Nature based technologies that stops flooding and cleans up contaminated water

Posted on October 4, 2017

Drainage pipes flowing directly from bathroom to river. Photo: Hadi Susilo Arifin

Known as Indonesia’s ‘rain city’, Bogor receives 3,000mm of rain per year. In the Colonial-era, irrigation channels were designed and built to transport runoff to rice fields that encircle Bogor. But with houses now replacing most of the city’s agriculture, the runoff  from heavy rains causes flooding in Bogor, as well as downriver in the nearby metropolis of Jakarta.

Urban Water cluster research has been addressing how innovative, nature-based solutions such as ‘rain gardens’ can help to keep waterways free from pollutants, stop flooding and create green, beautiful and cool spaces.

Rain gardens look similar to a normal garden, but beneath these green urban spaces are sandwich layers of sand, gravel, roots and microbes through which polluted water passes and clean water exits, which can be used for irrigation for urban agriculture or household washing.

“Rain gardens not only keep our precious waterways free from contamination, they are beautiful to look at, provide habitat to local wildlife, use very minimal energy and are easy to maintain,” says David McCarthy, Associate Professor in Water Engineering in Department of Civil Engineering at Monash University.

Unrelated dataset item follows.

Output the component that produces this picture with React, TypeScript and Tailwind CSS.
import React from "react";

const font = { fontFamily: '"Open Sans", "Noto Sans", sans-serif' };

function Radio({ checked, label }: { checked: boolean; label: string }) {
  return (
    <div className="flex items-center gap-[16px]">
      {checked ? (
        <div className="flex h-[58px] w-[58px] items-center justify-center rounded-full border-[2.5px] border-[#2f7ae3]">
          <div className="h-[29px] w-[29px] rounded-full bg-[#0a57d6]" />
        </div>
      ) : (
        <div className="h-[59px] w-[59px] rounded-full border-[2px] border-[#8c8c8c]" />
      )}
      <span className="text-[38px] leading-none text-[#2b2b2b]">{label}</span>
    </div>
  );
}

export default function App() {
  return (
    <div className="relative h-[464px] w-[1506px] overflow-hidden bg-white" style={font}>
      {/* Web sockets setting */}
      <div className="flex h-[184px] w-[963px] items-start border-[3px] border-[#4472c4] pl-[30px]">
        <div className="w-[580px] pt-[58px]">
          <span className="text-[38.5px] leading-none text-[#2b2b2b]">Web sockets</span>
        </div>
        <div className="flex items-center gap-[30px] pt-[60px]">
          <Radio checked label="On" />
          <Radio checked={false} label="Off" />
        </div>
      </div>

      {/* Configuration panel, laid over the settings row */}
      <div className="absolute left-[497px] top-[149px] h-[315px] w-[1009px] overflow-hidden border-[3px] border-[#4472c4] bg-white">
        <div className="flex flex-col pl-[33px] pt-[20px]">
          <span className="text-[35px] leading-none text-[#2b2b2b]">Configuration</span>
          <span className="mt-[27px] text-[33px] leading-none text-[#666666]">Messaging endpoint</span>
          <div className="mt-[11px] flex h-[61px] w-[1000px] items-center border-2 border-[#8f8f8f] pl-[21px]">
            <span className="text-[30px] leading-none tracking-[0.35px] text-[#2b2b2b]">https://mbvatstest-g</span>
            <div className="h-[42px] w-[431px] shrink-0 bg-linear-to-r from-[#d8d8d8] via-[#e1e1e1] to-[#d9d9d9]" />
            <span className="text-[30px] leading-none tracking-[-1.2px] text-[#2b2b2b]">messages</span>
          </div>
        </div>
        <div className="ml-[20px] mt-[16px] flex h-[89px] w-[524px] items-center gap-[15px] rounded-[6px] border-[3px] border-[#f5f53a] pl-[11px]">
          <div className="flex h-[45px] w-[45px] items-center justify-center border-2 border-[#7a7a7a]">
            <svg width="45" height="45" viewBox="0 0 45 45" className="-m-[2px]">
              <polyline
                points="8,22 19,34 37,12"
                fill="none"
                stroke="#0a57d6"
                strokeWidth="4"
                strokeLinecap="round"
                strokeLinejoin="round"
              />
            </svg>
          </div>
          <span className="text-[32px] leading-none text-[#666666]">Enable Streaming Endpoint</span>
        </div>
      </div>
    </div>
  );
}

Professor Hidayat Pawitan of Institut Pertanian Bogor and Dr Dwinanti Rika Marthanty of Universitas Indonesia are working with David and his team, Dr Emily Payne and Dr Harsha Fowder, to explore how green technologies using nature based solutions could apply to communities in Bogor.

“Rain gardens, constructed wetlands, swales, green walls, green roofs, porous pavements, detention ponds, rainwater tanks and sedimentation ponds are all possible green infrastructure options that could be incorporated into city plans in Indonesia. By conducting workshops in Bogor we bring together experts in biofiltration and green infrastructure, to explore which of these nature based solutions best suit the different urban environments in Bogor” says Harsha.

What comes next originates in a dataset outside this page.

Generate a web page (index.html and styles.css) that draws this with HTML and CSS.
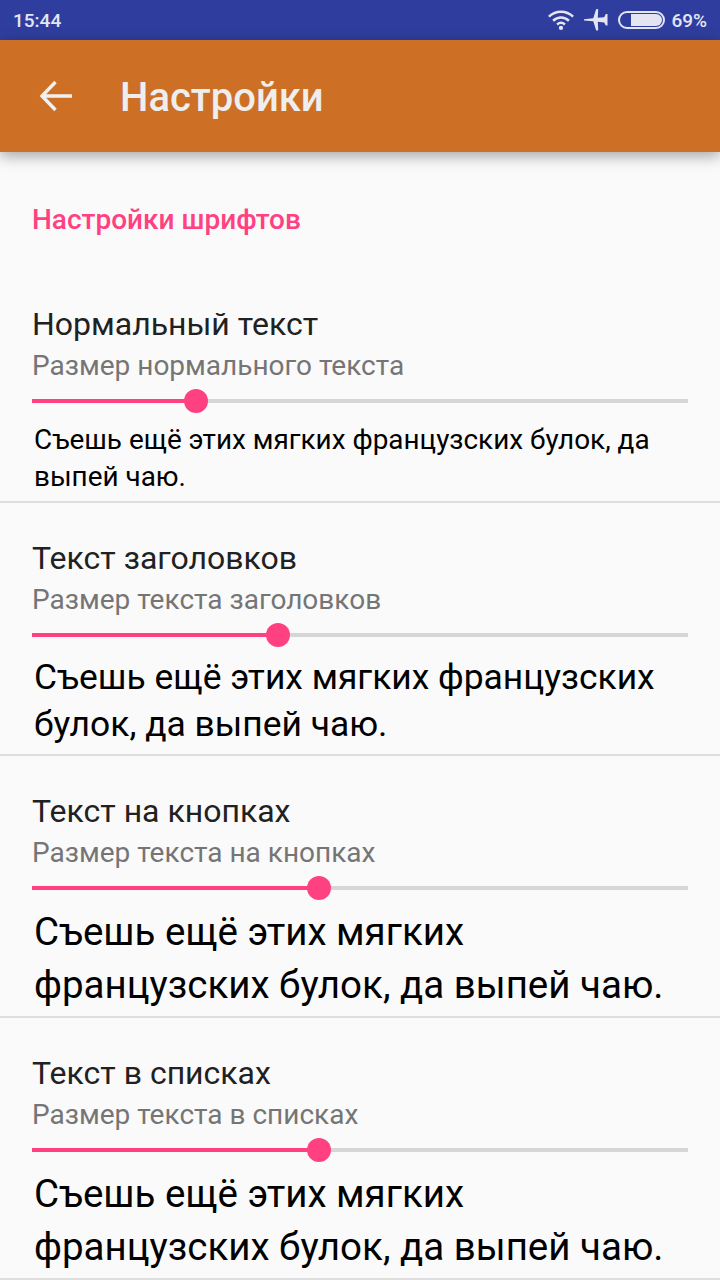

The cluster aims to create a guide for green infrastructure application in Bogor that will inform the design of water sensitive urban plans and, more broadly, the strategy to leapfrog Bogor Raya to a more water sensitive and resilient future.

“We aim to change the paradigm of urban water management in Indonesia using the water sensitive city concept”, says Dwinanti. “By incorporating green infrastructures into spatial planning and urban designs to manage rain water quantity and quality, as well as aesthetic aspects, we will help to promote environmental awareness and values and conserve the rivers and groundwater recharge areas of Bogor without sacrificing regional incomes”.

Professor Hadi Susilo Arifin (IPB) agrees and sees the cluster playing a critical role in educating communities in the sustainable water practices.  “Most communities in Indonesia have low levels of environmental education so they treat rivers as garbage bins. Perhaps when they are filtering water themselves and using it to grow cash crops that make them income, they will appreciate clean water more,” Hadi says.